Direction - Set down the material below word for word, excluding the pictures.

Stored data -
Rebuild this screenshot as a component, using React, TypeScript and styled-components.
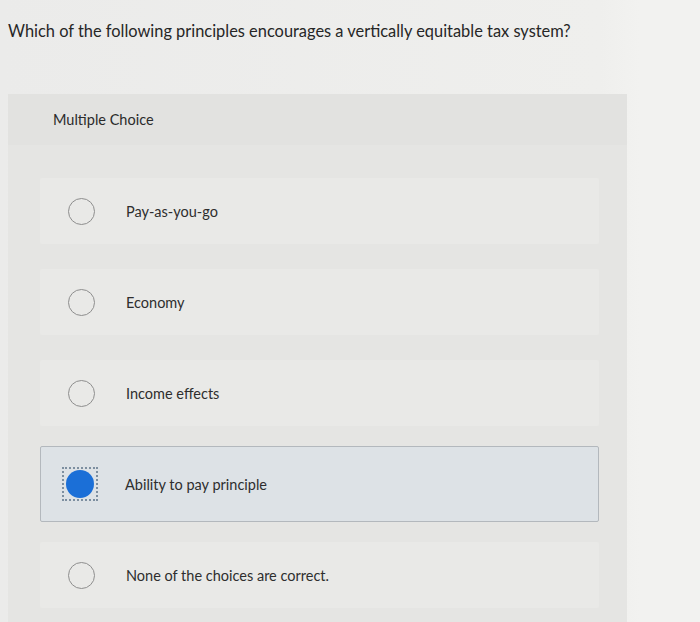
import styled, { createGlobalStyle } from 'styled-components'

const GlobalStyle = createGlobalStyle`
  html, body {
    margin: 0;
    padding: 0;
    background: #eeeeec;
  }
  body {
    font-family: Lato, "Open Sans", sans-serif;
    color: #2b2b2b;
  }
`;

const Page = styled.div`
  width: 700px;
  height: 622px;
  overflow: hidden;
  display: flex;
  background: linear-gradient(to right, #ebebea 0, #efefed 600px, #f2f2f0 640px);
`;

const Main = styled.div`
  width: 627px;
  display: flex;
  flex-direction: column;
`;

const Question = styled.h1`
  margin: 0;
  padding: 21px 0 0 8px;
  height: 94px;
  box-sizing: border-box;
  font-size: 16.4px;
  font-weight: 400;
  color: #262626;
`;

const Panel = styled.section`
  margin-left: 8px;
  flex: 1;
  background: #e5e5e3;
  display: flex;
  flex-direction: column;
`;

const PanelHeader = styled.div`
  height: 51px;
  padding-left: 45px;
  display: flex;
  align-items: center;
  font-size: 14.5px;
  color: #2b2b2b;
  background: #e2e2e0;
`;

const OptionList = styled.ul`
  list-style: none;
  margin: 0;
  padding: 33px 0 0 32px;
  display: flex;
  flex-direction: column;
  gap: 25px;
`;

const Option = styled.li<{ $selected?: boolean }>`
  width: 559px;
  height: ${p => (p.$selected ? '76px' : '66px')};
  margin: ${p => (p.$selected ? '-5px 0' : '0')};
  box-sizing: border-box;
  display: flex;
  align-items: center;
  padding-left: ${p => (p.$selected ? '21px' : '22px')};
  background: ${p => (p.$selected ? '#dde2e6' : '#e9e9e7')};
  border: ${p => (p.$selected ? '1px solid #b3b8bd' : '1px solid transparent')};
  border-radius: 2px;
  font-size: 14.5px;
  color: #2e2e2e;
`;

const RadioSlot = styled.span`
  width: 36px;
  height: 36px;
  display: flex;
  align-items: center;
  justify-content: center;
  margin-right: 27px;
`;

const Radio = styled.span<{ $checked?: boolean }>`
  width: ${p => (p.$checked ? '28px' : '27px')};
  height: ${p => (p.$checked ? '28px' : '27px')};
  border-radius: 50%;
  box-sizing: border-box;
  border: ${p => (p.$checked ? 'none' : '1.5px solid #8e8e8e')};
  background: ${p => (p.$checked ? '#1b6fd7' : 'transparent')};
`;

const FocusRing = styled.span`
  width: 36px;
  height: 34px;
  box-sizing: border-box;
  border: 2px dotted #7d8fa0;
  display: flex;
  align-items: center;
  justify-content: center;
`;

const choices = [
  'Pay-as-you-go',
  'Economy',
  'Income effects',
  'Ability to pay principle',
  'None of the choices are correct.',
];

export default function App() {
  const selected = 3;
  return (
    <Page>
      <GlobalStyle />
      <Main>
        <Question>Which of the following principles encourages a vertically equitable tax system?</Question>
        <Panel>
          <PanelHeader>Multiple Choice</PanelHeader>
          <OptionList>
            {choices.map((c, i) => (
              <Option key={c} $selected={i === selected}>
                <RadioSlot>
                  {i === selected ? (
                    <FocusRing>
                      <Radio $checked />
                    </FocusRing>
                  ) : (
                    <Radio />
                  )}
                </RadioSlot>
                <span>{c}</span>
              </Option>
            ))}
          </OptionList>
        </Panel>
      </Main>
    </Page>
  )
}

Finished answer -
Rebuild this screenshot as a component, using React, TypeScript and styled-components.
import styled, { createGlobalStyle } from 'styled-components'

const GlobalStyle = createGlobalStyle`
  html, body {
    margin: 0;
    padding: 0;
    background: #eeeeec;
  }
  body {
    font-family: Lato, "Open Sans", sans-serif;
    color: #2b2b2b;
  }
`;

const Page = styled.div`
  width: 700px;
  height: 622px;
  overflow: hidden;
  display: flex;
  background: linear-gradient(to right, #ebebea 0, #efefed 600px, #f2f2f0 640px);
`;

const Main = styled.div`
  width: 627px;
  display: flex;
  flex-direction: column;
`;

const Question = styled.h1`
  margin: 0;
  padding: 21px 0 0 8px;
  height: 94px;
  box-sizing: border-box;
  font-size: 16.4px;
  font-weight: 400;
  color: #262626;
`;

const Panel = styled.section`
  margin-left: 8px;
  flex: 1;
  background: #e5e5e3;
  display: flex;
  flex-direction: column;
`;

const PanelHeader = styled.div`
  height: 51px;
  padding-left: 45px;
  display: flex;
  align-items: center;
  font-size: 14.5px;
  color: #2b2b2b;
  background: #e2e2e0;
`;

const OptionList = styled.ul`
  list-style: none;
  margin: 0;
  padding: 33px 0 0 32px;
  display: flex;
  flex-direction: column;
  gap: 25px;
`;

const Option = styled.li<{ $selected?: boolean }>`
  width: 559px;
  height: ${p => (p.$selected ? '76px' : '66px')};
  margin: ${p => (p.$selected ? '-5px 0' : '0')};
  box-sizing: border-box;
  display: flex;
  align-items: center;
  padding-left: ${p => (p.$selected ? '21px' : '22px')};
  background: ${p => (p.$selected ? '#dde2e6' : '#e9e9e7')};
  border: ${p => (p.$selected ? '1px solid #b3b8bd' : '1px solid transparent')};
  border-radius: 2px;
  font-size: 14.5px;
  color: #2e2e2e;
`;

const RadioSlot = styled.span`
  width: 36px;
  height: 36px;
  display: flex;
  align-items: center;
  justify-content: center;
  margin-right: 27px;
`;

const Radio = styled.span<{ $checked?: boolean }>`
  width: ${p => (p.$checked ? '28px' : '27px')};
  height: ${p => (p.$checked ? '28px' : '27px')};
  border-radius: 50%;
  box-sizing: border-box;
  border: ${p => (p.$checked ? 'none' : '1.5px solid #8e8e8e')};
  background: ${p => (p.$checked ? '#1b6fd7' : 'transparent')};
`;

const FocusRing = styled.span`
  width: 36px;
  height: 34px;
  box-sizing: border-box;
  border: 2px dotted #7d8fa0;
  display: flex;
  align-items: center;
  justify-content: center;
`;

const choices = [
  'Pay-as-you-go',
  'Economy',
  'Income effects',
  'Ability to pay principle',
  'None of the choices are correct.',
];

export default function App() {
  const selected = 3;
  return (
    <Page>
      <GlobalStyle />
      <Main>
        <Question>Which of the following principles encourages a vertically equitable tax system?</Question>
        <Panel>
          <PanelHeader>Multiple Choice</PanelHeader>
          <OptionList>
            {choices.map((c, i) => (
              <Option key={c} $selected={i === selected}>
                <RadioSlot>
                  {i === selected ? (
                    <FocusRing>
                      <Radio $checked />
                    </FocusRing>
                  ) : (
                    <Radio />
                  )}
                </RadioSlot>
                <span>{c}</span>
              </Option>
            ))}
          </OptionList>
        </Panel>
      </Main>
    </Page>
  )
}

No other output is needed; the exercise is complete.